I wanted to show that both sets are equal. My Textbook says following:
$\in$ means "is element of", $\land$ is the and operator, $\lnot$ is the not operator, $\notin$ means "is not element of", $\lor$ is the or operator
$$\def\-{\setminus}\begin{split} x \in A\-A\-B &\iff\\ (x \in A) \land (\lnot(x \in (A\-B)) &\iff\\ (x \in A) \land (\lnot(x \in A \land (\lnot(x \in B))) &\iff\\ (x \in A) \land (\lnot(x \in A \land x \notin B)) &\iff\\ (x \in A) \land (x \notin A \lor x \in B)\end{split}$$
Let $(x \in A)$ be $C$ and $(x \in B)$ be $D$
- Case 1 $C$ True $D$ True -> Contradiction $x \in A \land x \notin A$ cannot be true
- Case 2 $C$ True $D$ True -> Contradiction $x \in A \land x \notin A$ cannot be true
- Case 3 $C$ False $D$ True -> True
Thus $$(x \in A) \land (x \notin A \lor x \in B) \iff\\ (x \in A) \land (x \in B) \iff\\ x \in (A \cap B)$$
What is the subsetproof?
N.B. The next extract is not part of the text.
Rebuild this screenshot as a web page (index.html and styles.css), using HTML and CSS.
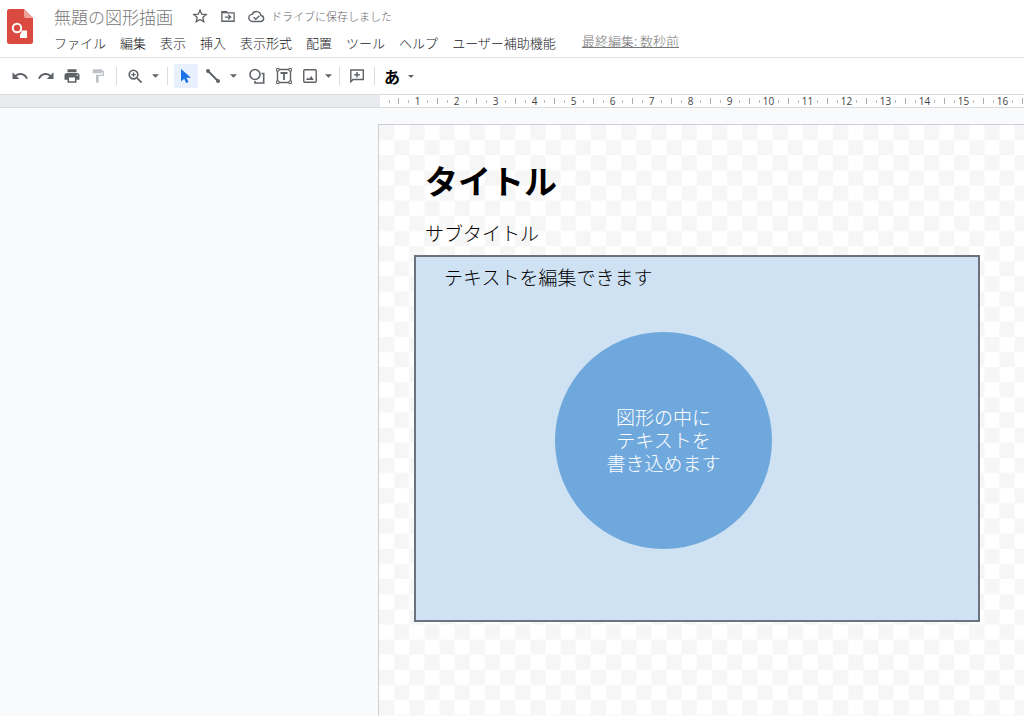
FILE: index.html
```html
<!DOCTYPE html>
<html lang="ja">
<head>
<meta charset="utf-8">
<meta name="viewport" content="width=device-width, initial-scale=1">
<title>無題の図形描画</title>
<link rel="stylesheet" href="styles.css">
</head>
<body>
<header class="header">
  <a class="logo" href="#" aria-label="図形描画ホーム">
    <svg width="26" height="36" viewBox="0 0 26 36">
      <path fill="#db4a41" d="M3 0h14l9 9v23.500a2.500 2.500 0 0 1-2.500 2.500h-21A2.500 2.500 0 0 1 0 32.500V2.500A2.500 2.500 0 0 1 2.500 0z"/>
      <path fill="#f0a29c" d="M17 0l9 9h-7a2 2 0 0 1-2-2z"/>
      <circle cx="10" cy="19" r="4.200" fill="none" stroke="#fff" stroke-width="2"/>
      <path fill="#fff" d="M14.500 21.500H20V29h-7v-3.500a6 6 0 0 0 1.500-4z"/>
    </svg>
  </a>
  <div class="header-main">
    <div class="title-row">
      <input class="doc-title" type="text" value="無題の図形描画" aria-label="名前を変更">
      <button class="title-icon" aria-label="スター"><svg width="16" height="16" viewBox="0 0 24 24"><path fill="none" stroke="#5f6368" stroke-width="2" d="M12 3.200l2.600 6.100 6.600.6-5 4.400 1.500 6.500-5.700-3.500-5.700 3.500 1.500-6.500-5-4.400 6.600-.6z"/></svg></button>
      <button class="title-icon" aria-label="移動"><svg width="16" height="14" viewBox="0 0 18 16"><path fill="none" stroke="#5f6368" stroke-width="1.500" d="M2 3h5l1.500 1.500H16V14H2z"/><path fill="none" stroke="#5f6368" stroke-width="1.500" d="M2 4h6M5.500 9.200h6M9.300 6.500L12 9.200l-2.700 2.700"/></svg></button>
      <button class="save-state"><svg width="17" height="13" viewBox="0 0 24 18"><path fill="none" stroke="#5f6368" stroke-width="2" d="M6.500 16a5 5 0 0 1-.6-10A6.500 6.500 0 0 1 18.300 7.500 4.300 4.300 0 0 1 18.500 16z"/><path fill="none" stroke="#5f6368" stroke-width="2" d="M8 10l3 3 5-5"/></svg><span>ドライブに保存しました</span></button>
    </div>
    <nav class="menu">
      <button>ファイル</button>
      <button>編集</button>
      <button>表示</button>
      <button>挿入</button>
      <button>表示形式</button>
      <button>配置</button>
      <button>ツール</button>
      <button>ヘルプ</button>
      <button>ユーザー補助機能</button>
      <a class="last-edit" href="#">最終編集: 数秒前</a>
    </nav>
  </div>
</header>

<div class="toolbar" role="toolbar">
  <button class="tool" aria-label="元に戻す"><svg width="18" height="18" viewBox="0 0 24 24"><path d="M12.500 8c-2.650 0-5.050.99-6.900 2.600L2 7v9h9l-3.620-3.620c1.390-1.160 3.160-1.880 5.120-1.880 3.540 0 6.550 2.310 7.600 5.500l2.370-.78C21.080 11.030 17.150 8 12.500 8z"/></svg></button>
  <button class="tool" aria-label="やり直し"><svg width="18" height="18" viewBox="0 0 24 24"><path d="M18.400 10.600C16.550 8.990 14.150 8 11.500 8c-4.650 0-8.580 3.030-9.960 7.220L3.900 16c1.050-3.190 4.050-5.500 7.600-5.500 1.950 0 3.730.72 5.120 1.880L13 16h9V7l-3.600 3.600z"/></svg></button>
  <button class="tool" aria-label="印刷"><svg width="18" height="18" viewBox="0 0 24 24"><path d="M19 8H5c-1.660 0-3 1.340-3 3v6h4v4h12v-4h4v-6c0-1.660-1.340-3-3-3zm-3 11H8v-5h8v5zm3-7c-.55 0-1-.45-1-1s.45-1 1-1 1 .45 1 1-.45 1-1 1zm-1-9H6v4h12V3z"/></svg></button>
  <button class="tool faded" aria-label="書式を貼り付け"><svg width="16" height="16" viewBox="0 0 24 24"><path d="M18 4V3c0-.55-.45-1-1-1H5c-.55 0-1 .45-1 1v4c0 .55.45 1 1 1h12c.55 0 1-.45 1-1V6h1v4H9v11c0 .55.45 1 1 1h2c.55 0 1-.45 1-1v-9h8V4h-3z"/></svg></button>
  <span class="separator"></span>
  <button class="tool" aria-label="ズーム"><svg width="19" height="19" viewBox="0 0 24 24"><path d="M15.500 14h-.79l-.28-.27A6.470 6.470 0 0 0 16 9.500 6.500 6.500 0 1 0 9.500 16c1.610 0 3.090-.59 4.230-1.570l.27.28v.79l5 4.990L20.490 19l-4.990-5zm-6 0C7.010 14 5 11.990 5 9.500S7.010 5 9.500 5 14 7.010 14 9.500 11.990 14 9.500 14zM10.300 6.800H8.700v1.900H6.800v1.600h1.900v1.900h1.600v-1.900h1.900V8.700h-1.900z"/></svg></button>
  <button class="arrow" aria-label="ズームのオプション"><svg width="7" height="4" viewBox="0 0 8 4"><path d="M0 0h8L4 4z"/></svg></button>
  <span class="separator"></span>
  <button class="tool selected" aria-label="選択" aria-pressed="true"><svg width="12" height="16" viewBox="0 0 12 16"><path d="M1 1v12.500l3.200-2.800 2 4.300 2.300-1-2-4.200H11z"/></svg></button>
  <button class="tool" aria-label="線"><svg width="16" height="16" viewBox="0 0 16 16"><path fill="none" stroke="#5f6368" stroke-width="2" d="M3 3l10 10"/><circle cx="3" cy="3" r="2"/><circle cx="13" cy="13" r="2"/></svg></button>
  <button class="arrow after-line" aria-label="線の種類"><svg width="7" height="4" viewBox="0 0 8 4"><path d="M0 0h8L4 4z"/></svg></button>
  <button class="tool" aria-label="図形"><svg width="18" height="18" viewBox="0 0 18 18"><circle cx="7" cy="7.500" r="5" fill="none" stroke="#5f6368" stroke-width="1.600"/><path fill="none" stroke="#5f6368" stroke-width="1.600" d="M13.500 6.500h2.200V16H7v-2"/></svg></button>
  <button class="tool wide" aria-label="テキストボックス"><svg width="18" height="18" viewBox="0 0 18 18"><path fill="none" stroke="#5f6368" stroke-width="1.400" d="M2.500 2.500h13v13h-13z"/><path fill="#fff" stroke="#5f6368" d="M1.500 1.500h2.500V4H1.500zM14 1.500h2.500V4H14zM1.500 14h2.500v2.500H1.500zM14 14h2.500v2.500H14z"/><path fill="none" stroke="#5f6368" stroke-width="1.800" d="M5.500 6h7M9 6v7"/></svg></button>
  <button class="tool medium" aria-label="画像"><svg width="14" height="14" viewBox="0 0 14 14"><rect x=".75" y=".75" width="12.500" height="12.500" rx="1" fill="none" stroke="#5f6368" stroke-width="1.400"/><path d="M3 11l1.700-2.600L6 10l2.200-3 2.600 4z"/></svg></button>
  <button class="arrow slim" aria-label="画像のオプション"><svg width="7" height="4" viewBox="0 0 8 4"><path d="M0 0h8L4 4z"/></svg></button>
  <span class="separator"></span>
  <button class="tool medium" aria-label="コメントを追加"><svg width="14" height="14" viewBox="0 0 14 14"><path fill="none" stroke="#5f6368" stroke-width="1.400" d="M.8 12.800V1h12.500v9.500H3z"/><path fill="none" stroke="#5f6368" stroke-width="1.500" d="M7 3v5.500M4.200 5.700h5.600"/></svg></button>
  <span class="separator"></span>
  <button class="tool medium ime" aria-label="入力ツール">あ</button>
  <button class="arrow" aria-label="入力ツールのオプション"><svg width="6" height="3" viewBox="0 0 8 4"><path d="M0 0h8L4 4z"/></svg></button>
</div>

<main class="editor">
  <div class="ruler">
    <div class="scale">
      <i class="scale-start"></i>
      <span>1</span><span>2</span><span>3</span><span>4</span><span>5</span><span>6</span><span>7</span><span>8</span><span>9</span><span>10</span><span>11</span><span>12</span><span>13</span><span>14</span><span>15</span><span>16</span><span></span>
    </div>
  </div>
  <section class="page">
    <svg class="checker" width="100%" height="100%" aria-hidden="true">
      <defs>
        <pattern id="squares" width="30" height="30" patternUnits="userSpaceOnUse" patternTransform="scale(1.009)">
          <path fill="#f6f6f6" d="M0 0h15v15H0zM15 15h15v15H15z"/>
        </pattern>
      </defs>
      <rect width="100%" height="100%" fill="url(#squares)"/>
    </svg>
    <h1 class="shape heading">タイトル</h1>
    <p class="shape subheading">サブタイトル</p>
    <div class="shape panel">テキストを編集できます</div>
    <div class="shape circle"><p>図形の中に<br>テキストを<br>書き込めます</p></div>
  </section>
</main>
</body>
</html>
```
FILE: styles.css
```css
* {
  box-sizing: border-box;
}

body {
  margin: 0;
  height: 100vh;
  display: flex;
  flex-direction: column;
  overflow: hidden;
  background: #fff;
  color: #202124;
  font-family: "Noto Sans CJK JP", sans-serif;
  font-weight: 300;
}

button,
input {
  margin: 0;
  padding: 0;
  border: 0;
  background: none;
  color: inherit;
  font: inherit;
}

svg {
  display: block;
}

.header {
  display: flex;
  gap: 21px;
  padding: 4px 7px 4px;
  border-bottom: 1px solid #dfe1e5;
}

.logo {
  padding-top: 5px;
}

.header-main {
  flex: 1;
  min-width: 0;
}

.title-row {
  display: flex;
  align-items: center;
  height: 24px;
}

.doc-title {
  width: 132px;
  height: 24px;
  color: #777;
  font-size: 17px;
}

.title-icon {
  width: 28px;
  display: flex;
  justify-content: center;
}

.save-state {
  display: flex;
  align-items: center;
  gap: 6px;
  margin-left: 6px;
  color: #5f6368;
  font-size: 11px;
  line-height: 20px;
  white-space: nowrap;
}

.menu {
  display: flex;
  gap: 14px;
  height: 25px;
  font-size: 13px;
  line-height: 30px;
  white-space: nowrap;
}

.menu button {
  line-height: 30px;
}

.last-edit {
  margin-left: 12px;
  color: #777;
  line-height: 25px;
}

.toolbar {
  display: flex;
  align-items: center;
  height: 36px;
  padding-left: 7px;
}

.tool,
.arrow {
  display: flex;
  align-items: center;
  justify-content: center;
  flex: none;
  width: 26px;
  height: 24px;
  fill: #5f6368;
}

.arrow {
  width: 14px;
}

.slim {
  width: 12px;
}

.medium {
  width: 24px;
}

.wide {
  width: 28px;
}

.faded {
  fill: #bdc1c6;
}

.selected {
  width: 24px;
  margin: 0 2px 0 1px;
  border-radius: 2px;
  background: #e8f0fe;
  fill: #1a73e8;
}

.after-line {
  margin-right: 4px;
}

.ime {
  color: #000;
  font-size: 16px;
  font-weight: 700;
  line-height: 24px;
}

.separator {
  width: 1px;
  height: 18px;
  margin: 0 5px;
  background: #dadce0;
}

.editor {
  flex: 1;
  min-height: 0;
  display: flex;
  flex-direction: column;
  gap: 16px;
  background: #f8fafc;
}

.ruler {
  padding-left: 380px;
  border: solid #d9dbdf;
  border-width: 1px 0;
  background: #e8eaed;
}

.scale {
  display: flex;
  height: 12px;
  overflow: hidden;
  background: #fff;
  color: #444;
  font: 10px/12px "Open Sans", sans-serif;
}

.scale-start {
  flex: none;
  width: 18px;
  background: linear-gradient(#bbb, #bbb) 9px 5px / 1px 3px no-repeat;
}

.scale span {
  flex: none;
  width: 39px;
  text-align: center;
  background:
    linear-gradient(#aaa, #aaa) 0 3px / 1px 6px no-repeat,
    linear-gradient(#bbb, #bbb) 10px 5px / 1px 3px no-repeat,
    linear-gradient(#bbb, #bbb) 29px 5px / 1px 3px no-repeat;
}

/* Drawing page: shapes sit at free coordinates. */
.page {
  position: relative;
  flex: 1;
  margin-left: 378px;
  overflow: hidden;
  border: solid #cdd0d4;
  border-width: 1px 0 0 1px;
  background: #fff;
  color: #000;
  font-size: 19px;
}

.shape {
  position: absolute;
  margin: 0;
  white-space: nowrap;
}

.heading {
  left: 46px;
  top: 31px;
  font-size: 33px;
  line-height: 48px;
}

.subheading {
  left: 46px;
  top: 94px;
  line-height: 28px;
}

.panel {
  left: 35px;
  top: 130px;
  width: 566px;
  height: 367px;
  padding: 6px 28px;
  border: 2px solid #6b747c;
  background: #cfe2f3;
  line-height: 28px;
}

.circle {
  left: 176px;
  top: 207px;
  width: 217px;
  height: 217px;
  display: grid;
  place-content: center;
  border-radius: 50%;
  background: #6fa8dc;
  color: #fff;
  line-height: 23px;
  text-align: center;
}

.circle p {
  margin: 0 0 2px;
}
```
Because I have not fully understood the negation of $\land$
The equivalences, $\neg(a\land b)\equiv (\neg a\lor\neg b)$ and $\neg(a\lor b)\equiv (\neg a\land\neg b)$, are known as deMorgan's Laws. The justification is as follows:
$\neg(a\land b)$ is true when it is not the case that both $a$ and $b$ are true. This happens exactly when at least one of $a$ or $b$ is false, that is $(\neg a\lor\neg b)$ is true.
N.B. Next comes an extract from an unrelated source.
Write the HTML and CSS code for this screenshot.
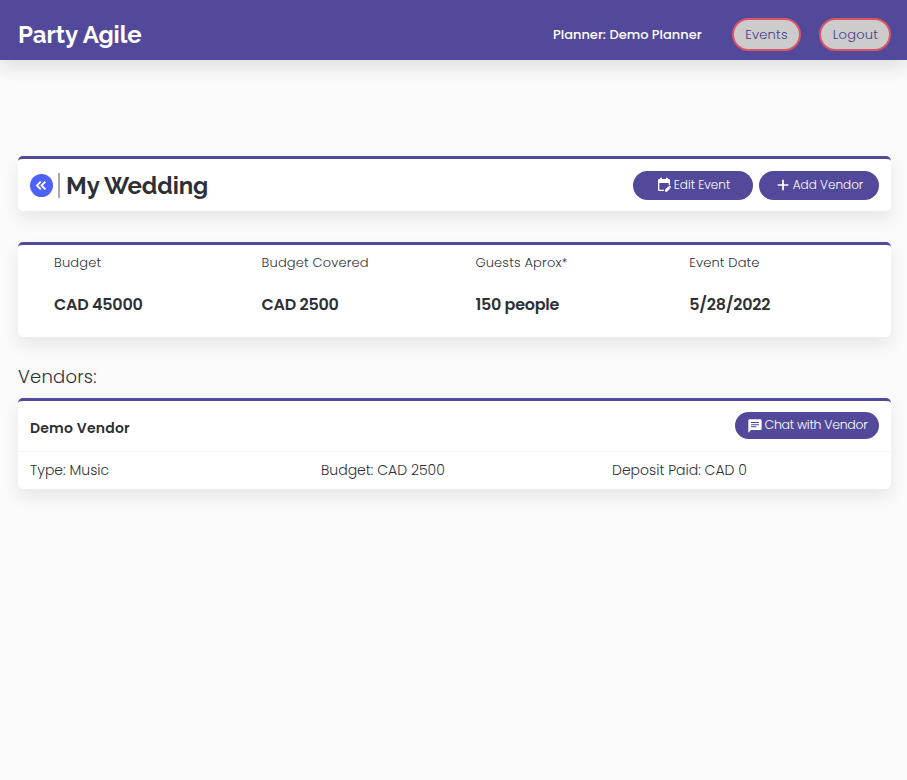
FILE: index.html
```
<!DOCTYPE html>
<html lang="en">
<head>
<meta charset="utf-8">
<title>Party Agile</title>
<link rel="stylesheet" href="styles.css">
</head>
<body>
<header class="navbar">
  <a class="brand">Party Agile</a>
  <nav class="nav-links">
    <span class="planner">Planner: Demo Planner</span>
    <a class="nav-btn events">Events</a>
    <a class="nav-btn logout">Logout</a>
  </nav>
</header>
<main class="page">
  <section class="card title-card">
    <a class="back" aria-label="Back"><svg viewBox="0 0 24 24"><path d="M11 6.500 5.500 12l5.500 5.500M17.500 6.500 12 12l5.500 5.500"/></svg></a>
    <h1 class="event-title">My Wedding</h1>
    <div class="actions">
      <a class="btn edit"><svg class="icon" viewBox="0 0 24 24"><path d="M19 3h-1V1h-3v2H9V1H6v2H5a2 2 0 0 0-2 2v14a2 2 0 0 0 2 2h7v-2H5V9h14v3h2V5a2 2 0 0 0-2-2zm3.200 11.300-1-1a1 1 0 0 0-1.400 0l-1 1 2.400 2.400 1-1a1 1 0 0 0 0-1.400zM13.500 19v3h3l4.700-4.700-2.900-2.900z"/></svg>Edit Event</a>
      <a class="btn add"><svg class="icon" viewBox="0 0 24 24"><path d="M20 13.300h-6.700V20h-2.600v-6.700H4v-2.600h6.700V4h2.600v6.700H20z"/></svg>Add Vendor</a>
    </div>
  </section>
  <section class="stats">
    <div class="stat"><div class="label">Budget</div><div class="value">CAD 45000</div></div>
    <div class="stat"><div class="label">Budget Covered</div><div class="value">CAD 2500</div></div>
    <div class="stat"><div class="label">Guests Aprox*</div><div class="value">150 people</div></div>
    <div class="stat"><div class="label">Event Date</div><div class="value">5/28/2022</div></div>
  </section>
  <h2 class="section-title">Vendors:</h2>
  <section class="card vendor">
    <div class="vendor-head">
      <h3 class="vendor-name">Demo Vendor</h3>
      <a class="btn chat"><svg class="icon" viewBox="0 0 24 24"><path fill-rule="evenodd" d="M4 2a2 2 0 0 0-2 2v18l4-4h14a2 2 0 0 0 2-2V4a2 2 0 0 0-2-2zM6 6h12v1.500H6zm0 3.200h12v1.600H6zM6 12.500h8V14H6z"/></svg>Chat with Vendor</a>
    </div>
    <div class="vendor-info">
      <span>Type: Music</span><span>Budget: CAD 2500</span><span>Deposit Paid: CAD 0</span>
    </div>
  </section>
</main>
</body>
</html>
```
FILE: styles.css
```
*{box-sizing:border-box}
body{margin:0;min-height:780px;background:#fafafa;color:#2d3136;font-family:Poppins,"Liberation Sans",sans-serif;font-size:14px;font-weight:300;white-space:nowrap}
h1,h2,h3{margin:0}
.navbar{height:60px;padding:8px 16px 0 18px;display:flex;align-items:center;justify-content:space-between;background:#53499b;color:#fff;box-shadow:0 8px 16px rgba(0,0,0,.1)}
.brand{font:700 24px/30px Raleway,Lato,sans-serif;padding-top:2px}
.nav-links{display:flex;align-items:center}
.planner{font-size:13px;font-weight:500;width:149px;margin-right:30px;padding-top:1px}
.nav-btn{display:flex;align-items:center;justify-content:center;height:33px;border:2px solid #dc5564;border-radius:17px;background:#ccc;color:#463b86;font-size:13px;letter-spacing:.25px;padding-top:1px}
.events{width:69px;margin-right:18px}
.logout{width:72px;padding-left:1px}
.page{padding:96px 16px 0 18px}
.card{background:#fff;border-top:3px solid #53499b;border-radius:5px;box-shadow:0 8px 16px rgba(0,0,0,.08)}
.title-card{height:55.400px;padding:0 12px;display:flex;align-items:center}
.back{width:23px;height:23px;border-radius:50%;background:#4d61fc;display:flex;align-items:center;justify-content:center}
.back svg{width:17px;height:17px;fill:none;stroke:#fff;stroke-width:2.600}
.event-title{margin-left:5px;padding-left:6px;border-left:2px solid #aaa;font:700 24px/24px Raleway,Lato,sans-serif;letter-spacing:-.08px;padding-top:1px;height:25px}
.actions{margin-left:auto;display:flex;gap:6px}
.btn{display:flex;align-items:center;justify-content:center;border-radius:15px;background:#53499b;color:#fff;font-size:12px;gap:2px}
.edit,.add{width:120px;height:29px}
.icon{width:16px;height:16px;fill:#fff}
.stats{margin-top:30.200px;height:95.500px;display:grid;grid-template-columns:231.600px repeat(3,1fr);border-radius:5px;box-shadow:0 8px 16px rgba(0,0,0,.08)}
.stat{background:#fff;border-top:3px solid #53499b;padding:8px 12px}
.stat:first-child{padding-left:36px;border-radius:5px 0 0 5px}
.stat:last-child{border-radius:0 5px 5px 0}
.label{font-size:13px;line-height:20px;letter-spacing:.16px}
.value{margin-top:20px;font-size:16px;font-weight:600;line-height:24px;letter-spacing:-.26px}
.section-title{margin-top:26px;font-size:18px;font-weight:300;line-height:27px;letter-spacing:.2px}
.vendor{margin-top:7.500px;height:91.500px}
.vendor-head{height:51px;padding:0 12px;display:flex;align-items:center;justify-content:space-between;border-bottom:1px solid #f5f8fb}
.vendor-name{font-size:14px;font-weight:600;letter-spacing:.22px;padding-top:6px}
.chat{width:144px;height:27px;font-size:12.500px;letter-spacing:-.3px;line-height:20px;padding-bottom:1px}
.chat .icon{margin-top:1px}
.vendor-info{padding:7.500px 12px;display:grid;grid-template-columns:291px 291px 1fr;line-height:22px}
```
$\neg(a\lor b)$ is true when it is not the case that at least one of $a$ or $b$ are true. This happens exactly when at both of $a$ and $b$ are false, that is $(\neg a\land\neg b)$ is true.
In a similar vein, $a\land(\lnot a\lor b)$ is true exactly when $a$ is true and at least one of $\lnot a$ or $b$ is true. So it means $a$ is true, and since $\lnot a$ cannot also be true, therefore $b$ must be. Conversely $a\land b$ is true when $a$ and $b$ are both true. Now $b$ being true implies that at least one of $b$ or $\neg a$ is true. Therefore $a\land(\lnot a\lor b)\equiv (a\land b)$